### WORK TO BE COMPLETED
Quote the listing in full, exactly as given, minus any pictures.

### PROVIDED INFORMATION
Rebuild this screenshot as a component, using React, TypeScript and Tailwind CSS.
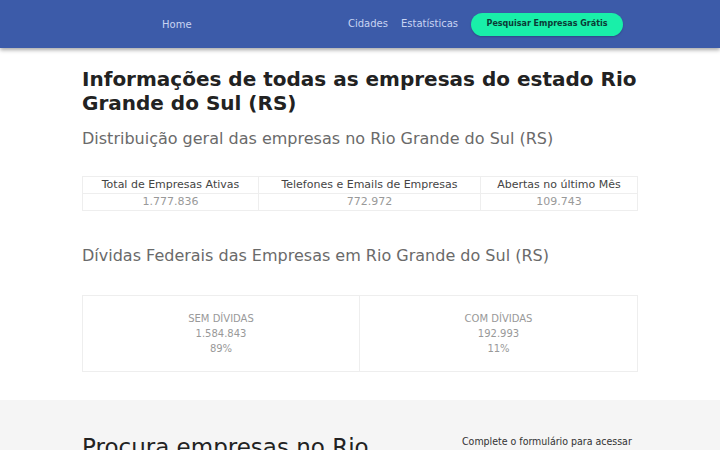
export default function App() {
  const font = { fontFamily: '"DejaVu Sans", sans-serif' };
  return (
    <div className="min-h-[450px] bg-white text-[#333]" style={font}>
      <header className="h-[48px] bg-[#3c5ba9] shadow-[0_2px_4px_rgba(0,0,0,0.35)] relative z-10">
        <div className="flex items-center h-full pl-[162px] pr-[97px]">
          <a className="text-[10px] text-[#c9d4f2] mt-[1px]">Home</a>
          <div className="flex-1" />
          <a className="text-[10px] text-[#c9d4f2] mr-[13px] -mt-[2px]">Cidades</a>
          <a className="text-[10px] text-[#c9d4f2] mr-[13px] -mt-[2px]">Estatísticas</a>
          <button className="h-[23px] w-[152px] rounded-full bg-[#19efa9] text-[#0b3a36] text-[8px] font-bold shadow-[0_1px_2px_rgba(0,0,0,0.2)]">
            Pesquisar Empresas Grátis
          </button>
        </div>
      </header>
      <main className="w-[556px] mx-auto pt-[19px]">
        <h1 className="text-[20px] leading-[24px] font-bold text-[#222]">
          Informações de todas as empresas do estado Rio Grande do Sul (RS)
        </h1>
        <h2 className="mt-[13px] text-[16px] leading-[22px] text-[#6a6a6a]">
          Distribuição geral das empresas no Rio Grande do Sul (RS)
        </h2>
        <table className="mt-[26px] w-full border-collapse text-[11px] leading-[16px]">
          <thead>
            <tr>
              <th className="w-[176px] h-[16px] p-0 border border-[#eee] font-normal text-[#444]">Total de Empresas Ativas</th>
              <th className="w-[222px] h-[16px] p-0 border border-[#eee] font-normal text-[#444]">Telefones e Emails de Empresas</th>
              <th className="h-[16px] p-0 border border-[#eee] font-normal text-[#444]">Abertas no último Mês</th>
            </tr>
          </thead>
          <tbody>
            <tr>
              <td className="h-[16px] p-0 border border-[#eee] text-center text-[#999]">1.777.836</td>
              <td className="h-[16px] p-0 border border-[#eee] text-center text-[#999]">772.972</td>
              <td className="h-[16px] p-0 border border-[#eee] text-center text-[#999]">109.743</td>
            </tr>
          </tbody>
        </table>
        <h2 className="mt-[34px] text-[16px] leading-[22px] text-[#6a6a6a]">
          Dívidas Federais das Empresas em Rio Grande do Sul (RS)
        </h2>
        <div className="mt-[28px] grid grid-cols-2 border border-[#eee] h-[77px] text-[10px] text-[#999] leading-[15px]">
          <div className="flex flex-col items-center justify-center border-r border-[#eee]">
            <span>SEM DÍVIDAS</span>
            <span>1.584.843</span>
            <span>89%</span>
          </div>
          <div className="flex flex-col items-center justify-center">
            <span>COM DÍVIDAS</span>
            <span>192.993</span>
            <span>11%</span>
          </div>
        </div>
      </main>
      <section className="mt-[28px] bg-[#f5f5f5] h-[50px] overflow-hidden">
        <div className="w-[556px] mx-auto flex pt-[33px]">
          <div className="w-[380px] text-[23px] leading-[28px] text-[#222]">Procura empresas no Rio</div>
          <div className="text-[10.5px] text-[#333] pt-[1px]" style={{ fontStretch: "condensed" }}>
            Complete o formulário para acessar
          </div>
        </div>
      </section>
    </div>
  );
}
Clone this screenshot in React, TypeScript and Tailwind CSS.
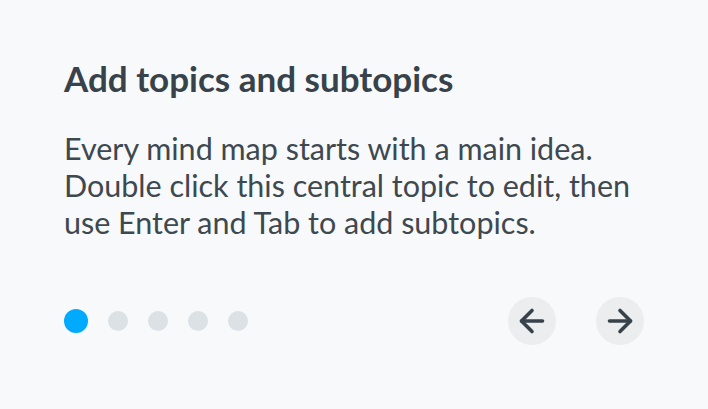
import { ArrowLeft, ArrowRight } from "lucide-react";

const steps = [0, 1, 2, 3, 4];

export default function App() {
  const active = 0;

  return (
    <div className="flex h-[409px] w-[708px] flex-col bg-[#f7f9fa] px-16 pt-[58px] font-['Lato',sans-serif] text-[#37424a]">
      <h2 className="text-[35px] font-bold leading-[40px]">Add topics and subtopics</h2>
      <p className="mt-[32px] text-[30.5px] leading-[37px] whitespace-nowrap text-[#3e484f]">
        Every mind map starts with a main idea.
        <br />
        Double click this central topic to edit, then
        <br />
        use Enter and Tab to add subtopics.
      </p>
      <div className="mt-[56px] flex items-center justify-between">
        <div className="flex items-center gap-5">
          {steps.map((step) =>
            step === active ? (
              <span key={step} className="h-6 w-6 rounded-full bg-[#00aaff]" />
            ) : (
              <span key={step} className="h-5 w-5 rounded-full bg-[#dce1e5]" />
            ),
          )}
        </div>
        <div className="flex items-center gap-10">
          <button
            type="button"
            className="flex h-12 w-12 items-center justify-center rounded-full bg-[#ebedef]"
            aria-label="Previous"
          >
            <ArrowLeft size={36} strokeWidth={2.4} />
          </button>
          <button
            type="button"
            className="flex h-12 w-12 items-center justify-center rounded-full bg-[#ebedef]"
            aria-label="Next"
          >
            <ArrowRight size={36} strokeWidth={2.4} />
          </button>
        </div>
      </div>
    </div>
  );
}
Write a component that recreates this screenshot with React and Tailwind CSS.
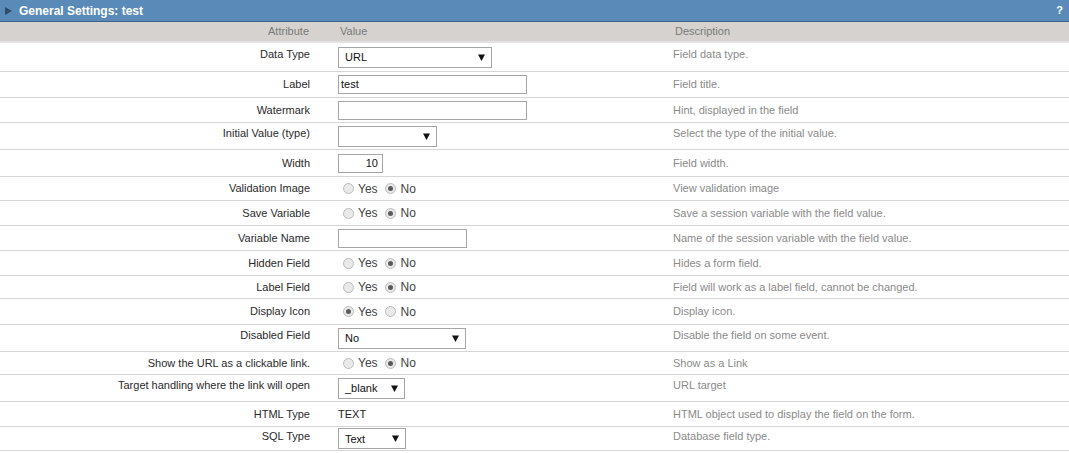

### TASK ANSWER
Rebuild this screenshot as a component, using React, TypeScript and Tailwind CSS.
export default function App() {
  const font = { fontFamily: '"DejaVu Sans", sans-serif' };
  return (
    <div className="min-h-[450px] bg-white text-[#333]" style={font}>
      <header className="h-[48px] bg-[#3c5ba9] shadow-[0_2px_4px_rgba(0,0,0,0.35)] relative z-10">
        <div className="flex items-center h-full pl-[162px] pr-[97px]">
          <a className="text-[10px] text-[#c9d4f2] mt-[1px]">Home</a>
          <div className="flex-1" />
          <a className="text-[10px] text-[#c9d4f2] mr-[13px] -mt-[2px]">Cidades</a>
          <a className="text-[10px] text-[#c9d4f2] mr-[13px] -mt-[2px]">Estatísticas</a>
          <button className="h-[23px] w-[152px] rounded-full bg-[#19efa9] text-[#0b3a36] text-[8px] font-bold shadow-[0_1px_2px_rgba(0,0,0,0.2)]">
            Pesquisar Empresas Grátis
          </button>
        </div>
      </header>
      <main className="w-[556px] mx-auto pt-[19px]">
        <h1 className="text-[20px] leading-[24px] font-bold text-[#222]">
          Informações de todas as empresas do estado Rio Grande do Sul (RS)
        </h1>
        <h2 className="mt-[13px] text-[16px] leading-[22px] text-[#6a6a6a]">
          Distribuição geral das empresas no Rio Grande do Sul (RS)
        </h2>
        <table className="mt-[26px] w-full border-collapse text-[11px] leading-[16px]">
          <thead>
            <tr>
              <th className="w-[176px] h-[16px] p-0 border border-[#eee] font-normal text-[#444]">Total de Empresas Ativas</th>
              <th className="w-[222px] h-[16px] p-0 border border-[#eee] font-normal text-[#444]">Telefones e Emails de Empresas</th>
              <th className="h-[16px] p-0 border border-[#eee] font-normal text-[#444]">Abertas no último Mês</th>
            </tr>
          </thead>
          <tbody>
            <tr>
              <td className="h-[16px] p-0 border border-[#eee] text-center text-[#999]">1.777.836</td>
              <td className="h-[16px] p-0 border border-[#eee] text-center text-[#999]">772.972</td>
              <td className="h-[16px] p-0 border border-[#eee] text-center text-[#999]">109.743</td>
            </tr>
          </tbody>
        </table>
        <h2 className="mt-[34px] text-[16px] leading-[22px] text-[#6a6a6a]">
          Dívidas Federais das Empresas em Rio Grande do Sul (RS)
        </h2>
        <div className="mt-[28px] grid grid-cols-2 border border-[#eee] h-[77px] text-[10px] text-[#999] leading-[15px]">
          <div className="flex flex-col items-center justify-center border-r border-[#eee]">
            <span>SEM DÍVIDAS</span>
            <span>1.584.843</span>
            <span>89%</span>
          </div>
          <div className="flex flex-col items-center justify-center">
            <span>COM DÍVIDAS</span>
            <span>192.993</span>
            <span>11%</span>
          </div>
        </div>
      </main>
      <section className="mt-[28px] bg-[#f5f5f5] h-[50px] overflow-hidden">
        <div className="w-[556px] mx-auto flex pt-[33px]">
          <div className="w-[380px] text-[23px] leading-[28px] text-[#222]">Procura empresas no Rio</div>
          <div className="text-[10.5px] text-[#333] pt-[1px]" style={{ fontStretch: "condensed" }}>
            Complete o formulário para acessar
          </div>
        </div>
      </section>
    </div>
  );
}
Clone this screenshot in React, TypeScript and Tailwind CSS.
import { ArrowLeft, ArrowRight } from "lucide-react";

const steps = [0, 1, 2, 3, 4];

export default function App() {
  const active = 0;

  return (
    <div className="flex h-[409px] w-[708px] flex-col bg-[#f7f9fa] px-16 pt-[58px] font-['Lato',sans-serif] text-[#37424a]">
      <h2 className="text-[35px] font-bold leading-[40px]">Add topics and subtopics</h2>
      <p className="mt-[32px] text-[30.5px] leading-[37px] whitespace-nowrap text-[#3e484f]">
        Every mind map starts with a main idea.
        <br />
        Double click this central topic to edit, then
        <br />
        use Enter and Tab to add subtopics.
      </p>
      <div className="mt-[56px] flex items-center justify-between">
        <div className="flex items-center gap-5">
          {steps.map((step) =>
            step === active ? (
              <span key={step} className="h-6 w-6 rounded-full bg-[#00aaff]" />
            ) : (
              <span key={step} className="h-5 w-5 rounded-full bg-[#dce1e5]" />
            ),
          )}
        </div>
        <div className="flex items-center gap-10">
          <button
            type="button"
            className="flex h-12 w-12 items-center justify-center rounded-full bg-[#ebedef]"
            aria-label="Previous"
          >
            <ArrowLeft size={36} strokeWidth={2.4} />
          </button>
          <button
            type="button"
            className="flex h-12 w-12 items-center justify-center rounded-full bg-[#ebedef]"
            aria-label="Next"
          >
            <ArrowRight size={36} strokeWidth={2.4} />
          </button>
        </div>
      </div>
    </div>
  );
}
Write a component that recreates this screenshot with React and Tailwind CSS.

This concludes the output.